NAN, or Native Abstractions for Node.js (a tongue-in-cheek backronym), exists to help ease the complexity of writing C++ add-ons for Node.js that support the changing landscape of the V8 API as it has evolved, and will continue to evolve.

NAN: What and why

Until recently, the 1.x series of NAN releases has been providing support for the full range of maintained Node.js and io.js releases, from Node.js 0.8, 0.10, 0.12 to io.js 1.x and 2.x. This also includes the versions of io.js used in both Electron / Atom and NW.js.

But now, as of io.js v3 and Node.js v4, we have a new series of V8 releases that have introduced new API shifts that are large enough to warrant changing significant parts of NAN. The authors of NAN have taken this chance to do a major rework of the API to move it away from being primarily a set of macros to being a light wrapper layer over newer versions of V8 and an emulation layer over older versions—providing mirrors of new APIs that don't exist in these old versions. So, as of NAN v2, programming against the NAN API is much closer to programming directly against V8 in terms of the patterns and datatypes you have to use.
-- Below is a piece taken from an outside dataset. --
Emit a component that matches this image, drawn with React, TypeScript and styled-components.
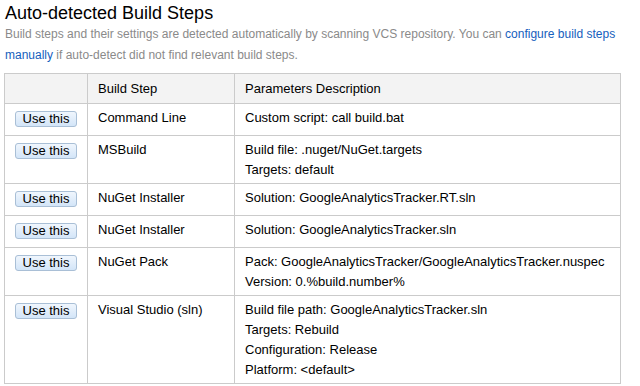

V8 versions v4.3 (skipped by io.js) and v4.4 (included in io.js v3) and continued in v4.5 (in Node.js v4) introduce some new API features and remove existing ones, and it has become impractical to keep on covering over the changes. NAN's promise is to provide a single API to develop against, not a forever-stable API, it was always anticipated that it would change and adapt to V8 but do so in a way that you get to remain compatible with older versions of V8.

A quick recap of V8 API drift

The dramatic departure from the V8 API that we had become used to for Node.js v0.8 and v0.10 necessitated a compatibility layer for writing add-ons if you wanted to maintain support across actively supported versions of Node.js. What's more, it became clear that V8 was a moving target, with the team willing to break backward-compatibility at relatively short notice and in ways that make it difficult keep up.

Some of the most significant shifts since the somewhat stable days of Node.js v0.8 (V8 v3.11) and Node.js v0.10 (V8 v3.14) as we moved into Node.js v0.12 (V8 3.28) and the early io.js series (V8 3.31 and 4.1+):

  • The removal of the Arguments object, replacing it with a completely new API for JavaScript-accessible methods around the FunctionCallbackInfo and PropertyCallbackInfo classes. Return values are now set on the *CallbackInfo object rather than returned from the method.
  • The removal of Persistent from the Handle class hierarchy so that they are no longer easily interchangeable with Local handles.
  • The introduction of Isolate as a required argument for the creation of new JavaScript objects and many other APIs.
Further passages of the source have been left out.